On top of localization, demonstrate — don't pitch. Show the product being used, worn, or tested. Answer hard questions in real time. The demonstration and the live Q&A are what build the trust that closes the sale, not the sales copy. This matters more in Mexico, where buying is recommendation-driven; the demo is the recommendation, performed live.

Moderate the comments and attribute the channel

The comments are the conversation, and they need active moderation, not just monitoring. Acknowledge viewers by name, answer product questions live, and react to what people are saying — this interaction is the entire advantage of live over pre-recorded video. But at scale you also need a moderator working alongside the host to surface buying questions, pin the active offer, manage giveaways, and keep spam and bad actors out of the feed. A host trying to sell and moderate at once does both poorly.

Then measure Mexico as its own channel. Track concurrent viewers, watch time, comment rate, conversion, and average order value per stream, and treat each broadcast as an experiment — which creators, formats, products, and offers perform, then double down. Do not blend Mexico into general-market reporting; its dynamics are different enough that blended numbers hide what's working. The market is still early and moving fast, with TikTok Shop's Mexico and broader Latin America expansion reshaping how brands reach shoppers — clean attribution is how you stay ahead of it. For the cross-market principles behind all of this, see our live shopping best practices pillar.

How WABU fits

WABU is a full-service live commerce operation with a hub in Miami and a dedicated Hispanic and Latin American vertical, including cross-border into Mexico. We apply this playbook end to end — Spanish-first creators, cadence planning, offer design, comment moderation, TikTok Shop operations, payouts, and Mexico-specific attribution, all managed for you. We're listed among the leading TikTok Shop agencies for 2026. To put these tactics to work, book a strategy session.

Frequently asked questions

What is the most important best practice for live shopping on TikTok in Mexico?

The host. Spanish-first, community-native creators who feel like a trusted friend are the biggest driver of whether a stream converts.
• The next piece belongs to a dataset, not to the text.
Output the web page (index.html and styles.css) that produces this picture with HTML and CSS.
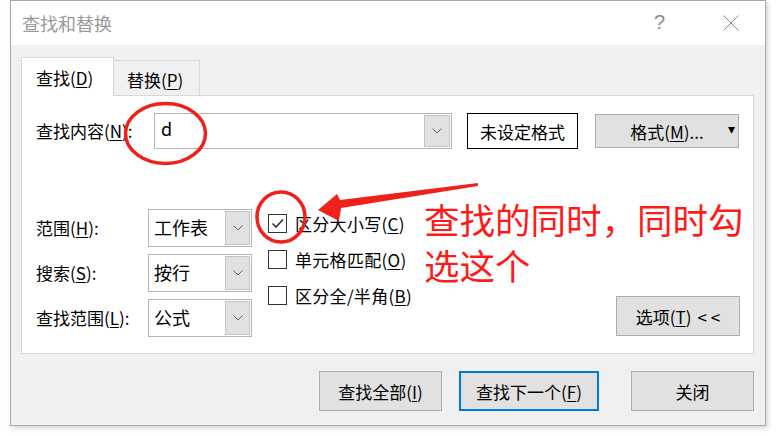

Translated general-market scripts consistently underperform because the lack of authenticity is immediately obvious on a live. Treat host selection like a hiring decision, not casting.

How often should a brand go live on TikTok in Mexico?

Cadence beats intensity. Start with two to three streams a week per creator on a fixed schedule rather than one long marathon, so your audience learns when to show up. Layer tentpole streams around retail moments like Hot Sale and El Buen Fin on top of that consistent baseline, not in place of it.

When is the best time to go live for shopping in Mexico?

It varies by category and creator, but evenings and weekends often perform well. The reliable approach is to test windows, watch concurrent viewership at each, and lock a consistent schedule once a pattern emerges — then defend it, because moving times erodes the viewing habit you built.

How do you create urgency in a live shopping stream without it feeling fake?

Use live-only bundles, flash drops, and limited-time pricing that genuinely exist only for the stream and disappear after. Audiences learn fast when 'limited' offers reappear every week, so keep them real. Frame prices for local expectations rather than a raw currency conversion, and surface installments and cash-on-delivery on stream.

Do you need a moderator during a live shopping stream?

Yes, at any real scale. A host trying to sell and moderate at once does both poorly. A dedicated moderator surfaces buying questions, pins the active offer, runs giveaways, and keeps spam out — freeing the host to demonstrate products and engage viewers by name, which is the core advantage of live over pre-recorded video.